The sepulchral spirit of war memorials suffuses them with emotion and, accordingly, these memorials elicit a strong emotional response. Memorial visitors typically harbor great expectations of what the static collection of stone blocks and sculptures should evoke. These physical sites are expected to be participatory, interactive, and experiential despite their inherent inertia because they are tangible materializations of memory. Paradoxically, the official online sites representing the memorials, that have the potential to be truly interactive and participatory by creating a virtual “common space” where users could share their experiences, pictures, and emotions with other visitors and veterans, are neglected.

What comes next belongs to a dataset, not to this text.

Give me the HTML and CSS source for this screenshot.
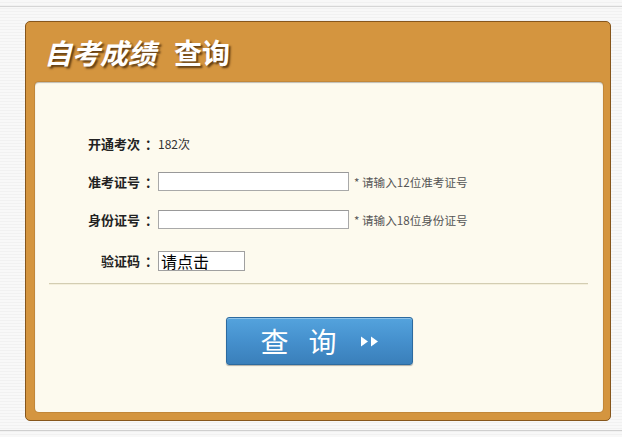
FILE: index.html
```html
<!DOCTYPE html>
<html lang="zh-CN">
<head>
<meta charset="utf-8">
<title>自考成绩查询</title>
<link rel="stylesheet" href="styles.css">
</head>
<body>
<div class="topline"></div>
<div class="wrap">
  <div class="panel">
    <div class="title"><span class="t-italic">自考成绩</span><span class="t-plain">查询</span></div>
    <div class="inner">
      <div class="form">
        <div class="row">
          <label class="lbl">开通考次<span class="colon">：</span></label>
          <span class="val">182次</span>
        </div>
        <div class="row">
          <label class="lbl">准考证号<span class="colon">：</span></label>
          <input class="field" type="text">
          <span class="hint">* 请输入12位准考证号</span>
        </div>
        <div class="row">
          <label class="lbl">身份证号<span class="colon">：</span></label>
          <input class="field" type="text">
          <span class="hint">* 请输入18位身份证号</span>
        </div>
        <div class="row row-code">
          <label class="lbl">验证码<span class="colon">：</span></label>
          <span class="code">请点击</span>
        </div>
      </div>
      <div class="divider"></div>
      <div class="actions">
        <button class="btn" type="button">
          <span class="btn-text">查</span><span class="btn-text btn-text-last">询</span>
          <svg class="btn-icon" width="20" height="11" viewBox="0 0 20 11"><polygon points="1,0.5 8,5.5 1,10.5" fill="#fff"/><polygon points="11,0.5 18,5.5 11,10.5" fill="#fff"/></svg>
        </button>
      </div>
    </div>
  </div>
</div>
<div class="bottomline"></div>
</body>
</html>
```

FILE: styles.css
```css
html, body {
  margin: 0;
  padding: 0;
}
body {
  width: 622px;
  height: 437px;
  overflow: hidden;
  font-family: "Noto Sans CJK SC", "Liberation Sans", sans-serif;
  background: repeating-linear-gradient(to bottom, #f8f8f8 0, #f8f8f8 2px, #f1f1f1 2px, #f1f1f1 3px);
}
.topline {
  height: 6px;
  border-bottom: 1px solid #d6d6d6;
}
.wrap {
  padding: 14px 11px 0 25px;
}
.panel {
  box-sizing: border-box;
  width: 586px;
  height: 400px;
  background: #d4953f;
  border: 1px solid #86561c;
  border-radius: 5px;
  padding: 0 7px 8px 9px;
  display: flex;
  flex-direction: column;
}
.title {
  height: 60px;
  display: flex;
  align-items: center;
  padding-left: 9px;
  color: #fff;
  font-weight: bold;
  font-size: 28px;
  text-shadow: 2px 2px 2px rgba(50, 25, 0, 0.7);
}
.t-italic {
  font-style: italic;
  margin-right: 18px;
}
.inner {
  flex: 1;
  background: #fdfaee;
  border-radius: 4px;
  box-shadow: inset 0 1px 1px rgba(0,0,0,0.25), 0 0 0 1px rgba(140, 95, 40, 0.25);
  display: flex;
  flex-direction: column;
  padding-top: 52px;
}
.form {
  display: flex;
  flex-direction: column;
  gap: 19px;
}
.row {
  height: 19px;
  display: flex;
  align-items: center;
}
.row-code {
  margin-top: 3px;
}
.lbl {
  width: 120px;
  text-align: right;
  font-size: 13px;
  font-weight: bold;
  color: #222;
  margin-right: 3px;
}
.colon {
  padding-left: 5px;
  letter-spacing: -3px;
}
.val {
  font-size: 12px;
  color: #333;
}
.field {
  box-sizing: border-box;
  width: 191px;
  height: 19px;
  margin: 0;
  padding: 0 2px;
  border: 1px solid #a9a9a9;
  border-top-color: #999;
  background: #fff;
}
.hint {
  margin-left: 5px;
  font-size: 11.6px;
  color: #555;
}
.code {
  box-sizing: border-box;
  width: 87px;
  height: 20px;
  border: 1px solid #a0a0a0;
  background: #fff;
  font-size: 16px;
  line-height: 18px;
  color: #000;
  padding-left: 2px;
}
.divider {
  margin: 13px 15px 0 14px;
  height: 1px;
  background: #d3cdb2;
  border-bottom: 1px solid #f4efdc;
}
.actions {
  display: flex;
  justify-content: center;
  padding-top: 32px;
}
.btn {
  box-sizing: border-box;
  width: 187px;
  height: 48px;
  margin: 0;
  padding: 0 0 0 2px;
  border: 1px solid #2c6a9f;
  border-radius: 3px;
  background: linear-gradient(to bottom, #54a3dd 0%, #4590cd 50%, #3a7fba 100%);
  box-shadow: inset 0 1px 0 rgba(255,255,255,0.35), 0 1px 1px rgba(0,0,0,0.3);
  display: flex;
  align-items: center;
  justify-content: center;
  color: #fff;
  font-family: "Noto Sans CJK SC", sans-serif;
  font-size: 28px;
}
.btn-text {
  margin-right: 20px;
  line-height: 1;
}
.btn-text-last {
  margin-right: 23px;
}
.btn-icon {
  display: block;
}
.bottomline {
  margin-top: 9px;
  border-top: 1px solid #cfcfcf;
}
```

The result, is that these virtual sites are as static, inexpressive, and emotionless as the fixed physical sites they represent. Interestingly, rather than displaying the memorials to best advantage, these sites display the reluctance on the part of many scholars and historians to enter into the digital age. Critics of internet scholarship often bemoan that “the Internet does not distinguish between the true and the false, the important and the trivial, the enduring and the ephemeral. . . . Every source appearing on the screen has the same weight and credibility as every other; no authority is ‘privileged’ over any other.” Yet, this neutrality is what makes a participatory online memorial an ideal democratic forum for remembrance, echoing the neutrality of an encounter with the physical memorial all while moving beyond the often disputed value of the statuary itself.
First, adding a community conscious social networking ability, or at least a virtual message board, to the website could facilitate emotional reflection, memory sharing, and discourse that would serve as a facsimile for human connectedness. The internet being the most fundamentally democratic platform where members of an imagined community are able interact. The internet as the “great equalizer,” also re-emphasizes the non-judgmental nature of the physical memorial focusing instead on the universal and human understanding of war and nation.
Second, memorials tell a story of historical heritage freed from the confines of the written word and linear narratives. In the same way, designers of a web memorial should not be limited to text. Dan Cohen and Roy Rosenzweig rightly wonder, why historians who have been “stuck with boring-looking texts” for so long, do not “revel in the freedom and artistic possibilities of the web.” So often, sites are designed down “to the point where it is simple to use but has lost its ability to convey profound thoughts and emotions.” It seems, that the greatest danger that a memorial website faces is the freezing and embalming of the experience in text. While the most common Yelp reflections for all the memorials refer to the solemnity, somberness, and sobering aspects of the memorials, the second most remarked upon aspect of the memorials was their ability to awaken empathy and arouse dialogue.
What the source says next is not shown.